In the U.S. and around the globe, government has been playing a major role in driving QN research. Within the U.S., this has resulted in the creation of a number of publicly funded “centers.” The centers have already become hubs of innovation, drawing together government, academia and industry. Government-funded demonstrations of quantum networks date back to the DARPA QKD network in 2003. Since then, a number of new centers have sprung up with a variety of focus areas and goals. This trend has been picking up pace both in QN and in quantum technology more broadly. Last year the DOE announced the creation of 5 quantum-specific research centers with funding totalling $625 million over 5 years. In this post, we’ll take a look at some examples of U.S. research centers working on problems related to QN.
As part of the National Quantum Initiative Act, the DOE and the NSF have begun the establishment of national centers across the range of quantum technology. The DOE established the five National Quantum Information Science (QIS) Research Centers mentioned above and NSF launched three Quantum Challenge Leap Institutes (QCLI). We’ll take a closer look at two specific centers that have adopted a focus closely related to quantum networking: Q-NEXT and HQAN, established by the DOE and NSF programs, respectively. We’ll end by briefly looking at other “center-scale” efforts going on around the country.
Summary of centers covered in the post.
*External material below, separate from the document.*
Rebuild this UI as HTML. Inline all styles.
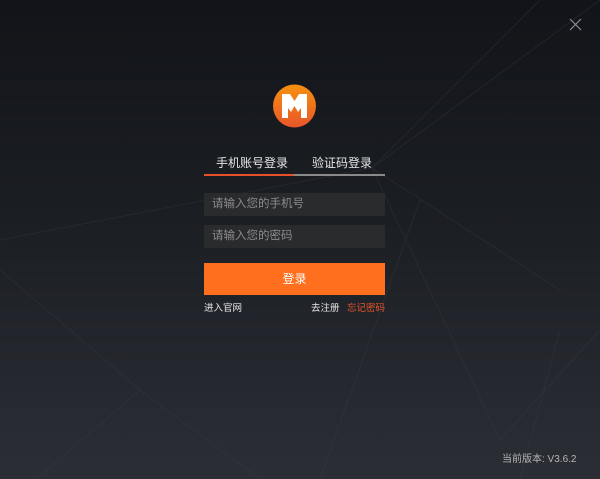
<!DOCTYPE html>
<html><head><meta charset="utf-8"><style>
html,body{margin:0;width:600px;height:479px;overflow:hidden}
body{background:linear-gradient(180deg,#121419 0%,#1b1e23 45%,#2b2e35 100%);font-family:"Liberation Sans","Noto Sans CJK SC",sans-serif;position:relative}
.a{position:absolute;white-space:nowrap}
svg{display:block}
.inp{position:absolute;left:204px;width:181px;height:23px;background:#2a2b2d;color:#8c8c8c;font-size:11.5px;line-height:23px;box-sizing:border-box;padding-left:8px}
</style></head><body>
<svg class="a" style="left:0;top:0" width="600" height="479">
<g stroke="#3a3d44" stroke-width="1" fill="none" opacity="0.35">
<line x1="0" y1="240" x2="372" y2="168"/>
<line x1="372" y1="168" x2="600" y2="0"/>
<line x1="372" y1="168" x2="540" y2="0"/>
<line x1="372" y1="168" x2="560" y2="290"/>
<line x1="372" y1="168" x2="500" y2="440"/>
<line x1="420" y1="200" x2="320" y2="479"/>
<line x1="140" y1="390" x2="0" y2="510"/>
<line x1="140" y1="390" x2="260" y2="479"/>
<line x1="500" y1="440" x2="600" y2="330"/>
<line x1="560" y1="330" x2="520" y2="479"/>
<line x1="0" y1="270" x2="140" y2="390"/>
</g>
<g stroke="#8a8c90" stroke-width="1.2"><line x1="570" y1="19" x2="581" y2="30"/><line x1="581" y1="19" x2="570" y2="30"/></g>
<defs><linearGradient id="g" x1="0" y1="0" x2="0" y2="1"><stop offset="0" stop-color="#f7900f"/><stop offset="1" stop-color="#e8562a"/></linearGradient></defs>
<circle cx="294.5" cy="106" r="21.5" fill="url(#g)"/>
<path d="M282 94 H290 L294.5 101 L299 94 H307 V118 H301 V108 L298 112 L294.5 106 L291 112 L288 108 V118 H282 Z" fill="#fff"/>
</svg>
<div class="a" style="left:216px;top:154px;font-size:12px;color:#e6e6e6">手机账号登录</div>
<div class="a" style="left:312px;top:154px;font-size:12px;color:#e6e6e6">验证码登录</div>
<div class="a" style="left:204px;top:174px;width:90px;height:2px;background:#e6502a"></div>
<div class="a" style="left:294px;top:174px;width:91px;height:2px;background:#8a8a8a"></div>
<div class="inp" style="top:193px">请输入您的手机号</div>
<div class="inp" style="top:225px">请输入您的密码</div>
<div class="a" style="left:204px;top:263px;width:181px;height:32px;background:#ff6f1e;color:#fff;font-size:12px;line-height:32px;text-align:center">登录</div>
<div class="a" style="left:204px;top:300px;font-size:9.5px;color:#e6e6e6">进入官网</div>
<div class="a" style="left:311px;top:300px;font-size:9.5px;color:#e6e6e6">去注册</div>
<div class="a" style="left:347px;top:300px;font-size:9.5px;color:#ea5428">忘记密码</div>
<div class="a" style="left:502px;top:450px;font-size:10px;color:#b5b5b5">当前版本: V3.6.2</div>
</body></html>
Note: for a comprehensive view of the national center landscape, visit https://quantum.gov
Q-NEXT · Next Generation Quantum Science and Engineering
One of five National QIS Research Centers established in 2020 by the DOE, Q-NEXT has a mission to “deliver quantum interconnects and establish a national foundry to provide pristine materials for new quantum devices.” In addition to the $115 million in funding from the DOE, Q-NEXT reports $93 million in funding from partner organizations. Quantum interconnects are a key technology needed to enable quantum networking. Q-NEXT’s vision is to help develop the technology that will enable applications in secure communication, distributed sensing, and scaling quantum computers.
Q-NEXT is led by Argonne National Lab, located outside of Chicago. In addition, Q-NEXT has a large network of partner organizations, including two additional national laboratories, nine academic partners, and ten industry partners.
Hybrid Quantum Architectures and Networks (HQAN)
Distributed quantum computing (DQC) will be a major application area of quantum networking technology. The promise of DQC is that by interconnecting many smaller quantum computers, we can achieve a much larger scale of devices than would be possible by building larger and larger monolithic devices. HQAN describes their goal as “[tackling] the challenge of scaling quantum processors by pursuing an alternative paradigm: distributed quantum processing and networks composed of a hybrid architecture.” HQAN is seeking not only to connect multiple quantum processors together, but to interconnect processors based on different technologies. This might enable, for instance, taking advantage of the benefits of both superconducting and trapped ion qubits.
HQAN is funded by the NSF as part of the Quantum Challenge Leap Institute program, an NQI program that funded three centers over five years totalling $75 million. The center is led by the University of Illinois' IQUIST, in collaboration with the University of Wisconsin and the University of Chicago.
In addition to the recently established NQI centers, a number of additional national centers are making progress on quantum networking as well. While we won’t be able to cover all of them here, we’ll briefly mention some examples of related efforts.
Center for Quantum Networks (CQN)
CQN, an NSF Engineering Research Center (ERC), was established in 2020 with $26 million in funding. CQN is an example of a center working directly on key challenges facing the construction of large-scale quantum networks. CQN’s goals include developing metropolitan-scale quantum networks with high entanglement rates. This effort will include foundational technology development, including optical fibers, quantum repeaters, and switches.
And many more:
National Labs have been a huge driver of innovation in quantum networking technology. For instance, researchers at Stony Brook and Brookhaven National Laboratory are in the process of building the LIQuiDNet test-bed. Elsewhere, similar efforts are underway at Lawrence Berkeley National Laboratory through ESNet and Argonne National Laboratory. These efforts just scratch the surface on the active research taking place across other national labs and additional centers. For a more complete list, see NQCO website.
Note: Aliro is an industry partner of CQN and HQAN.